**Short task**
Repeat, exactly and only, the lines from the beginning of the data through the line with "let fontSize = 12". Pictures are left out.
:: Source material
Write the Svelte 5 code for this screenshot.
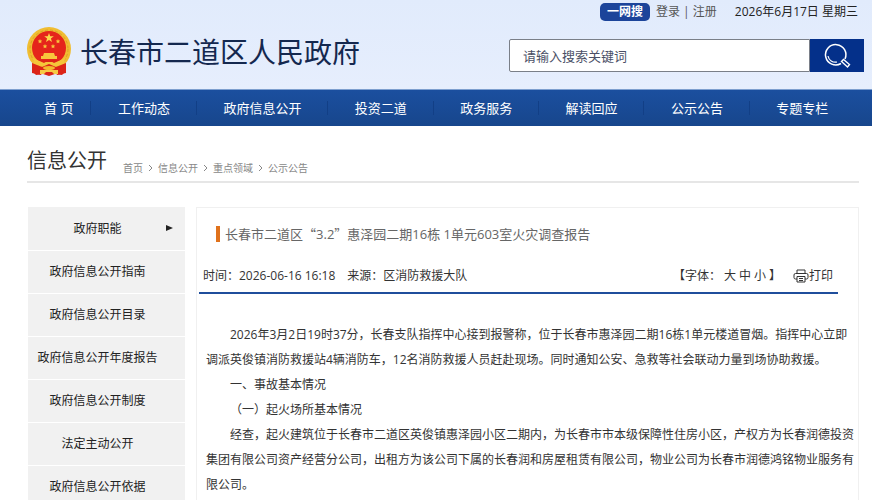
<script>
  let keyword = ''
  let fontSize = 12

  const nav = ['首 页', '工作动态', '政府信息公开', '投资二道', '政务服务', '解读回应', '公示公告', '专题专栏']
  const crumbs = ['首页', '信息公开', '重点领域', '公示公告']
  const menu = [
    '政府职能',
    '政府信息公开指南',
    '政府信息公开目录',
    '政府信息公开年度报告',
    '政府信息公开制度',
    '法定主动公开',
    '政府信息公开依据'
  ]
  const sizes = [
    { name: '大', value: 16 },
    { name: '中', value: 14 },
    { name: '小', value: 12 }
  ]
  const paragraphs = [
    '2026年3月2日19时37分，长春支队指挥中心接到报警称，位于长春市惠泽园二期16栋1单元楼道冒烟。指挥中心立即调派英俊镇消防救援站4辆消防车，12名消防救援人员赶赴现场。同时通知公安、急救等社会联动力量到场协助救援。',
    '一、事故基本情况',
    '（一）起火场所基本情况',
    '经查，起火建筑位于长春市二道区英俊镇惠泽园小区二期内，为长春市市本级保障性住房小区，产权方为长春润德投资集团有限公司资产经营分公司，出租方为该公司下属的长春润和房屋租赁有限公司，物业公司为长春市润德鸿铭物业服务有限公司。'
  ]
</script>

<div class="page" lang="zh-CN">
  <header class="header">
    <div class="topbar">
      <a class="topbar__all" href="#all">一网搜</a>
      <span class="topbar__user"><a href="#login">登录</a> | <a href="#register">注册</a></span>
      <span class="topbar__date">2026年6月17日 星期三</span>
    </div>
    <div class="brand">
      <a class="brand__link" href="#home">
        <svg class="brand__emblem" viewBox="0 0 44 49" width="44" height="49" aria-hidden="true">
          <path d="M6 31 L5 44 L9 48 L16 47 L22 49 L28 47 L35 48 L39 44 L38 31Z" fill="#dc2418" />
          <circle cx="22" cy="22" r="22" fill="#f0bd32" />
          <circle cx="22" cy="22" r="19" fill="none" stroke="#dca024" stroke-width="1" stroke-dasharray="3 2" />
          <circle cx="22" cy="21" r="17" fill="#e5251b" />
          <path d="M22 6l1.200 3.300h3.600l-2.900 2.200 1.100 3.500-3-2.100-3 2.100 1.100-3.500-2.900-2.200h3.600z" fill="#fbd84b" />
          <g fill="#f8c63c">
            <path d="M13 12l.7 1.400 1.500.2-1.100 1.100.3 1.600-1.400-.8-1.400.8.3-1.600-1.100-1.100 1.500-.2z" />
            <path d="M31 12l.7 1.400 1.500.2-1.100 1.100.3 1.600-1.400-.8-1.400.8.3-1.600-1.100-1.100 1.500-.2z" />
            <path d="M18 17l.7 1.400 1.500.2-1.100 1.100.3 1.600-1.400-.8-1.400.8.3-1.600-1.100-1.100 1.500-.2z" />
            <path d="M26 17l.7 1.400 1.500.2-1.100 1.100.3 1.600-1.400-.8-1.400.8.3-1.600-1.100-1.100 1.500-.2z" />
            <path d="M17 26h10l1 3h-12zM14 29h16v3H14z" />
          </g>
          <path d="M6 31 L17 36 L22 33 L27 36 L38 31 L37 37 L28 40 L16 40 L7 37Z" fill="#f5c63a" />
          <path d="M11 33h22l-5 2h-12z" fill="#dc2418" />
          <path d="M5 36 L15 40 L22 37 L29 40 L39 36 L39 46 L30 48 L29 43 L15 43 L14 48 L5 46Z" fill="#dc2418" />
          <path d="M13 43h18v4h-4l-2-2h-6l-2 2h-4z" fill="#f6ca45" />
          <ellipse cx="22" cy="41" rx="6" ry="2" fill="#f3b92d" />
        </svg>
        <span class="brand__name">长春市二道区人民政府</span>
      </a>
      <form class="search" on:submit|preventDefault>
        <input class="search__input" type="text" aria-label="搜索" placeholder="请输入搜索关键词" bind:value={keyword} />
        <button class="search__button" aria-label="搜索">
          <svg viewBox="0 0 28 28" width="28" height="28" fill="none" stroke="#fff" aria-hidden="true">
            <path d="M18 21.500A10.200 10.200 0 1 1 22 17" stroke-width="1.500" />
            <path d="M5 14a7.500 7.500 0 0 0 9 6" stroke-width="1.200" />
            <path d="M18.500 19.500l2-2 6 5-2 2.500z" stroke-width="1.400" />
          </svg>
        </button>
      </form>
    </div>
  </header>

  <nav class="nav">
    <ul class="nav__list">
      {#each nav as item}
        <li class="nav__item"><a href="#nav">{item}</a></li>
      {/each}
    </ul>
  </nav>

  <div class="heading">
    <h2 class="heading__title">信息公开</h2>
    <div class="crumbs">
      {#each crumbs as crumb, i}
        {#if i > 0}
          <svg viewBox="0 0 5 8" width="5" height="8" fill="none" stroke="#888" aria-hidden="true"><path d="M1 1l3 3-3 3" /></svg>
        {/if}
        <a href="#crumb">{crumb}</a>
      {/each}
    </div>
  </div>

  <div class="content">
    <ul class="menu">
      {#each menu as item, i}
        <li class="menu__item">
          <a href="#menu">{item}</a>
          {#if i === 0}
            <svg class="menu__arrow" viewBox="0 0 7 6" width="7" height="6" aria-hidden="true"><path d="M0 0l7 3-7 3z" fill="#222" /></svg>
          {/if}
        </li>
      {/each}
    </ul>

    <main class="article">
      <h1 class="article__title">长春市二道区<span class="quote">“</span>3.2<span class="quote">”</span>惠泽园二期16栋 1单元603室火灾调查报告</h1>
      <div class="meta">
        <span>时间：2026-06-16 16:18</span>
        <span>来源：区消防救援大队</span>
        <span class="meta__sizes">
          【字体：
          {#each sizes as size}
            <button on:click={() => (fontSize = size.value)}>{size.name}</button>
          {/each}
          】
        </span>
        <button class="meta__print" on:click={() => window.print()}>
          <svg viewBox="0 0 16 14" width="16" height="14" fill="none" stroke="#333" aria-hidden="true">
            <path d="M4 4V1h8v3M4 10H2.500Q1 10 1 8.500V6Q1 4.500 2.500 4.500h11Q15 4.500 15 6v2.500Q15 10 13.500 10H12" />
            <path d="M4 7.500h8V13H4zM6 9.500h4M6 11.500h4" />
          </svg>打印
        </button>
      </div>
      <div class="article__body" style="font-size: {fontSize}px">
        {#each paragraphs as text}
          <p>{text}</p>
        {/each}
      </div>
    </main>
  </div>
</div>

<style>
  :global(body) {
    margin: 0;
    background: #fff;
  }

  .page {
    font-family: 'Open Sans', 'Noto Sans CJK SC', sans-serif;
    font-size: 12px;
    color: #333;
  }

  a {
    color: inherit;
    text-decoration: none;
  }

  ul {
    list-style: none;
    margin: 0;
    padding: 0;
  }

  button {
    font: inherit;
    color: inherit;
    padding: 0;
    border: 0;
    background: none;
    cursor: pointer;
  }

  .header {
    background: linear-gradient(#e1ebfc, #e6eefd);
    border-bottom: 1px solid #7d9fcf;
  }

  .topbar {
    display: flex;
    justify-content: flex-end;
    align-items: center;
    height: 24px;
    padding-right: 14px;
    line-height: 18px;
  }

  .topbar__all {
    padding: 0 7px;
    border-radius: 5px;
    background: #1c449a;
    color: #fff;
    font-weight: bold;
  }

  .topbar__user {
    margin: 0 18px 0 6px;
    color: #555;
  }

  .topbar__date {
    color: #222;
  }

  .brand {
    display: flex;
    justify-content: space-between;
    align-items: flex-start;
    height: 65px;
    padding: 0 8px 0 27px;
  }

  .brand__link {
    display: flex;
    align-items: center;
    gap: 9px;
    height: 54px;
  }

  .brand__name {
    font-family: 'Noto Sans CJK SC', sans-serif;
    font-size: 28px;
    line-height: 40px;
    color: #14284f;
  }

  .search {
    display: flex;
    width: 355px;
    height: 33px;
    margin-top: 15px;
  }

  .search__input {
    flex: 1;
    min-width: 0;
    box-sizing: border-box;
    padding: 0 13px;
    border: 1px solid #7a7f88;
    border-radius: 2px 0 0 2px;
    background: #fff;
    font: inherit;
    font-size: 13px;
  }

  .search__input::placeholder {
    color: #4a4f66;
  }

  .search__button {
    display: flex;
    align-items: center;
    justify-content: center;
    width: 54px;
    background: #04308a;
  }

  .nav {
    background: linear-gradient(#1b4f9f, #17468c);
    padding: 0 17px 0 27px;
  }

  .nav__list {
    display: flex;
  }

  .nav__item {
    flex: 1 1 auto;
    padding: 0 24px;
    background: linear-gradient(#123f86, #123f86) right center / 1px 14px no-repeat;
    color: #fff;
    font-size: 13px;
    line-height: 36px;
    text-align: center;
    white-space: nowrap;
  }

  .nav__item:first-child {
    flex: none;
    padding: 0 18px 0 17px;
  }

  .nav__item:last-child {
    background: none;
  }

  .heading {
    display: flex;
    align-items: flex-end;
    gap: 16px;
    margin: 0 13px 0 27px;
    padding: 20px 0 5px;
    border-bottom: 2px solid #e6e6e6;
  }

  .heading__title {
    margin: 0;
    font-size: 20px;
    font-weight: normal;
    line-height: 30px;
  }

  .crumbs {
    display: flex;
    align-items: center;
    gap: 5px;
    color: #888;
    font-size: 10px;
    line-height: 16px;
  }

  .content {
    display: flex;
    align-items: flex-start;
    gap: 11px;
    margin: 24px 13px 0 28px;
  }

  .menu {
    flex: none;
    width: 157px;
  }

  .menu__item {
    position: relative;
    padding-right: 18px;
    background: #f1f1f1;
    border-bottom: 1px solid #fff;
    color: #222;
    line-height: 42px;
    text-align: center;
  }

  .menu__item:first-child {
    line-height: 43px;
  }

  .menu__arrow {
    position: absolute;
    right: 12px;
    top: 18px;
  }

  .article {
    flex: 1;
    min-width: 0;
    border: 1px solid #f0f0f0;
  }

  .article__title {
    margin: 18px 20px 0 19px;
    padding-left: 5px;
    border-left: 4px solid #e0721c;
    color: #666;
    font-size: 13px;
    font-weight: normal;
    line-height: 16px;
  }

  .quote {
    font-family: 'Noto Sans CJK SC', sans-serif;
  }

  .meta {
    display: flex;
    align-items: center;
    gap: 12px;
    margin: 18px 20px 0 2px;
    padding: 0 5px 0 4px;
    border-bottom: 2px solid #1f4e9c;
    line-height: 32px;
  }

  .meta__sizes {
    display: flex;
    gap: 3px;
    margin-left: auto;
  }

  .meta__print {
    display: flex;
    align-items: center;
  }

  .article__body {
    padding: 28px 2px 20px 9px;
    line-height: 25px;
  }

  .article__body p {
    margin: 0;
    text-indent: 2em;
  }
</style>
::::
**Answer to this exercise**
Write the Svelte 5 code for this screenshot.
<script>
  let keyword = ''
  let fontSize = 12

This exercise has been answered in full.